▸ **Brief**
Which lines hold the word "this"? Show each of them.

(Pages as source code)
######
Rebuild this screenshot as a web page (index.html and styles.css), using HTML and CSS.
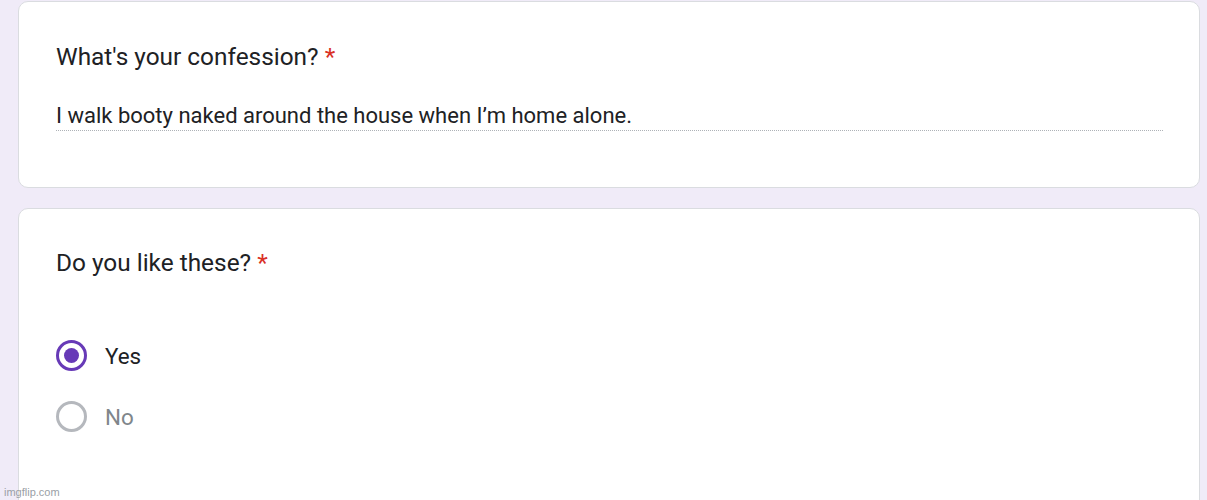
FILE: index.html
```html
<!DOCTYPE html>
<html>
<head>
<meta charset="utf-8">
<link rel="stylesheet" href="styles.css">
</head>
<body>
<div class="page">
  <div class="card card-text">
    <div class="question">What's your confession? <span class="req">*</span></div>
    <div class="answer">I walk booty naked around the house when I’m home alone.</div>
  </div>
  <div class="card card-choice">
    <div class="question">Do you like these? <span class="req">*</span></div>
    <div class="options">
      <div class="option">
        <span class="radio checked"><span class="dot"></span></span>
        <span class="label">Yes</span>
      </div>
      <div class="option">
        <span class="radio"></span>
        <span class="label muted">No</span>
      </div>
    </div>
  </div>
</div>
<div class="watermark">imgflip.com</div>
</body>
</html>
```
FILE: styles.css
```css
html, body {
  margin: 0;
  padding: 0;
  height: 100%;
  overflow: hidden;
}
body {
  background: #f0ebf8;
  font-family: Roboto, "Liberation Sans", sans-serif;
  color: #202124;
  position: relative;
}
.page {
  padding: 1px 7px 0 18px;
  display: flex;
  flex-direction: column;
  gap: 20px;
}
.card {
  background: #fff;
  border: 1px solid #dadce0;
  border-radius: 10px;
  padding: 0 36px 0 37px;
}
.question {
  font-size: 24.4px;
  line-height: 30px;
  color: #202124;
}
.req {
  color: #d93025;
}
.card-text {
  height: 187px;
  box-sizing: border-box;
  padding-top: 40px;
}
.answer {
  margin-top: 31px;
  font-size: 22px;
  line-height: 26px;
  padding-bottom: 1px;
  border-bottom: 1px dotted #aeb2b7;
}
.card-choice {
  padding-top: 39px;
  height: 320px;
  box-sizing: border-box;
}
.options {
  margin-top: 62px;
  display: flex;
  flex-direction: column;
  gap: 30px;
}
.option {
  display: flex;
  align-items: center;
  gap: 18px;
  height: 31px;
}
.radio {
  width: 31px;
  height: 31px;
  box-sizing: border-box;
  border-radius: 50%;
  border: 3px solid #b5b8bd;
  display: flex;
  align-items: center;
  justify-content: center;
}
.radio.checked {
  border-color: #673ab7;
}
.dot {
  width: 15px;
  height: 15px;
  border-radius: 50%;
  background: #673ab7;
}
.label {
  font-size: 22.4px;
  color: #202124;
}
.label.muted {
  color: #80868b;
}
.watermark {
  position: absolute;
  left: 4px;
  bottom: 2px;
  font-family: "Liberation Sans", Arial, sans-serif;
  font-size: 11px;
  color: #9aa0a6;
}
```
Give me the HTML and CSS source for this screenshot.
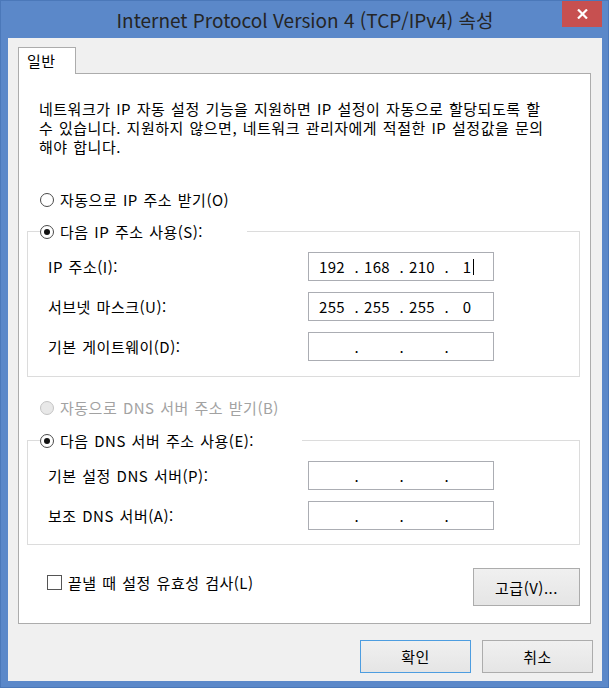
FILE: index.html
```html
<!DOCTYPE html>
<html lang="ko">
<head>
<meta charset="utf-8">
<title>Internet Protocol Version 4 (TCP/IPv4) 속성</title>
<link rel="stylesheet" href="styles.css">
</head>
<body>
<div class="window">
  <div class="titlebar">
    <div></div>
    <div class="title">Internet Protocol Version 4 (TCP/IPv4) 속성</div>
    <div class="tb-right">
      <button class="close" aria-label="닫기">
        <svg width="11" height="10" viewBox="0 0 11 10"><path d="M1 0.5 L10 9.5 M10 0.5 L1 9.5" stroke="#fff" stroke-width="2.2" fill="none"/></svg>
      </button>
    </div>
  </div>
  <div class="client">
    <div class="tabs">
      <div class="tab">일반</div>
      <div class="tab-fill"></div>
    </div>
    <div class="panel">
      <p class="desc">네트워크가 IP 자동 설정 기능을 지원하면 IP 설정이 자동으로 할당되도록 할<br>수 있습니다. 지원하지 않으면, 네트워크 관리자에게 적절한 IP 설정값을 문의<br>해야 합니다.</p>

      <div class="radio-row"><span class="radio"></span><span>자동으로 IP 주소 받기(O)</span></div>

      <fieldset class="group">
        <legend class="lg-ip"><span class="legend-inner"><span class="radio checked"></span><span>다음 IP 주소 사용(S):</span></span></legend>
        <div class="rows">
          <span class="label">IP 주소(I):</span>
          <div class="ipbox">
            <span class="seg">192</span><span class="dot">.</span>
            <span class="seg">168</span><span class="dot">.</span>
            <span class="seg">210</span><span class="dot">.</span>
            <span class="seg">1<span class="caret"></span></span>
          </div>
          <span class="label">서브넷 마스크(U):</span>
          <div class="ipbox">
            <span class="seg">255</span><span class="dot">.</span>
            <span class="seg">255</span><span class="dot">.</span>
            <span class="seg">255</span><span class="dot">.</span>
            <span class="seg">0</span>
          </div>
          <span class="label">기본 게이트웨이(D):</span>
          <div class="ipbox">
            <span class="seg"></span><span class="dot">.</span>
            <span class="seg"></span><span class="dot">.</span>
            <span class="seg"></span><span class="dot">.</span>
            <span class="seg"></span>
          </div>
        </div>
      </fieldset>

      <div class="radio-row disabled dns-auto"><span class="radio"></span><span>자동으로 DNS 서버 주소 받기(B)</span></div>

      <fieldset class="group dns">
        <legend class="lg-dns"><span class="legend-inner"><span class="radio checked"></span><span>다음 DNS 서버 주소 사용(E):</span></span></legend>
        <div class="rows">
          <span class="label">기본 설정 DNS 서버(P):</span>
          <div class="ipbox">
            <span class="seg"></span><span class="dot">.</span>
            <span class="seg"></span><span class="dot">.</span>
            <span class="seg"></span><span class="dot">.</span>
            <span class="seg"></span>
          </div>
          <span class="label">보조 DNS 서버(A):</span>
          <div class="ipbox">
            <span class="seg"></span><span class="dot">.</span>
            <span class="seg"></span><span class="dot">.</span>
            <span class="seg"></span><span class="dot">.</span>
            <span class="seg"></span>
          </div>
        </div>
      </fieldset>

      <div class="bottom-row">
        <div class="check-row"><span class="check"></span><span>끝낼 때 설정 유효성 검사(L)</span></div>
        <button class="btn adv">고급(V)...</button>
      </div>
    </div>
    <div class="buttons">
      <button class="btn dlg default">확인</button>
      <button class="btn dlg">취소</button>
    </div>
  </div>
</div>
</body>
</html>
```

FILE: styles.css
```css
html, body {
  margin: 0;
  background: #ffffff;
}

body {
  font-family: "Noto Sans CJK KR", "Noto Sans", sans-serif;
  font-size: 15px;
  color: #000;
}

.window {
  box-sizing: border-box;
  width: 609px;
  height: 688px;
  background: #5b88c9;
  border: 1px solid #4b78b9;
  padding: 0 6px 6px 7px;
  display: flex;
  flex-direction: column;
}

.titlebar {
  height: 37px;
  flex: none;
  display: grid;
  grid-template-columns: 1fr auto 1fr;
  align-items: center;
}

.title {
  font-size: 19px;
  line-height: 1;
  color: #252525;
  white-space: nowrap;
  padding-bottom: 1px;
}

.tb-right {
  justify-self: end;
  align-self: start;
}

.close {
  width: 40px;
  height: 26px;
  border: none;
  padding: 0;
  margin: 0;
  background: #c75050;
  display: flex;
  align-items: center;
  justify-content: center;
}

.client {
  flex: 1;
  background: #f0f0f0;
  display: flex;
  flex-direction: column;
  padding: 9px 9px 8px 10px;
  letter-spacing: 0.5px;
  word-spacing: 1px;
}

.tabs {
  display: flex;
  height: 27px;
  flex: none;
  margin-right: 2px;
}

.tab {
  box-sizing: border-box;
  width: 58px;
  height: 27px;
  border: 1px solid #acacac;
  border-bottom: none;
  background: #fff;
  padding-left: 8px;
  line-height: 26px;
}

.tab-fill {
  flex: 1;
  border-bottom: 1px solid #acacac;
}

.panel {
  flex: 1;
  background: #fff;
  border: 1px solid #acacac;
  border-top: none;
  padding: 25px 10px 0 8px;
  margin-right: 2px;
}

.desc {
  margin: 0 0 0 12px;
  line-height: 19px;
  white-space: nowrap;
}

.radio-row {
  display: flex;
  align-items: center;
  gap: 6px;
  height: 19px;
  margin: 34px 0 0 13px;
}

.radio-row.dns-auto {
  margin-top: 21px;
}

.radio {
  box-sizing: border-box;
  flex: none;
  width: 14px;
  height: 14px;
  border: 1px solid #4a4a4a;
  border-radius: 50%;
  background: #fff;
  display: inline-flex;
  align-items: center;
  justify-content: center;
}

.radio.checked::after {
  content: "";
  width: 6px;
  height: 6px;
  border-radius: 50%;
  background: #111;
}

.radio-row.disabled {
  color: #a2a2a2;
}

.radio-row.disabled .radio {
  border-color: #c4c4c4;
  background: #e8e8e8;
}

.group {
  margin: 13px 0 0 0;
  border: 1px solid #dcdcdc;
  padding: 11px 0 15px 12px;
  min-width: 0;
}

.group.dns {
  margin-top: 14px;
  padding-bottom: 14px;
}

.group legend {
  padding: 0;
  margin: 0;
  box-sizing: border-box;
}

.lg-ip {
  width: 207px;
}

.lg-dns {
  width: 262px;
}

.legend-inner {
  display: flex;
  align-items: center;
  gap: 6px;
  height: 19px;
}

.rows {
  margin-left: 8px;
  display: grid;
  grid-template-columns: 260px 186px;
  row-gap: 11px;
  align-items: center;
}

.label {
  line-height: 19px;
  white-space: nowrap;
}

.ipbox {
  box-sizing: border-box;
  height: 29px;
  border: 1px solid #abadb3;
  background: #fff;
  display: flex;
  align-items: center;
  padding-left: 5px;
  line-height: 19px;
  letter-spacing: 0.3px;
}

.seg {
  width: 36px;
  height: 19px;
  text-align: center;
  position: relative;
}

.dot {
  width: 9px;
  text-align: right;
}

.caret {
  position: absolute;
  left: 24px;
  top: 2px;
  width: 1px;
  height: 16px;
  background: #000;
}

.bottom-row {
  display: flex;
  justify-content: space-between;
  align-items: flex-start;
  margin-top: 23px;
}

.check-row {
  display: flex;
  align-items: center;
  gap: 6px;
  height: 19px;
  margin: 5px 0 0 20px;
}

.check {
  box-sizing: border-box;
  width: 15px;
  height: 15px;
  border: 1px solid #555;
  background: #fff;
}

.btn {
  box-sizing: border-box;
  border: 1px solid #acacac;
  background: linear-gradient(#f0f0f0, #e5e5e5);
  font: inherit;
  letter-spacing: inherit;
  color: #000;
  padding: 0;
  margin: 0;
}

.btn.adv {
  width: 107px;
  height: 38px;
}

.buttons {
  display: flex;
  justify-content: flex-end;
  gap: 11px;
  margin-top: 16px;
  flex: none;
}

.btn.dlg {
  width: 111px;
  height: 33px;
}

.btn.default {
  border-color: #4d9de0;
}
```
######
▸ **Written response**
Rebuild this screenshot as a web page (index.html and styles.css), using HTML and CSS.
Give me the HTML and CSS source for this screenshot.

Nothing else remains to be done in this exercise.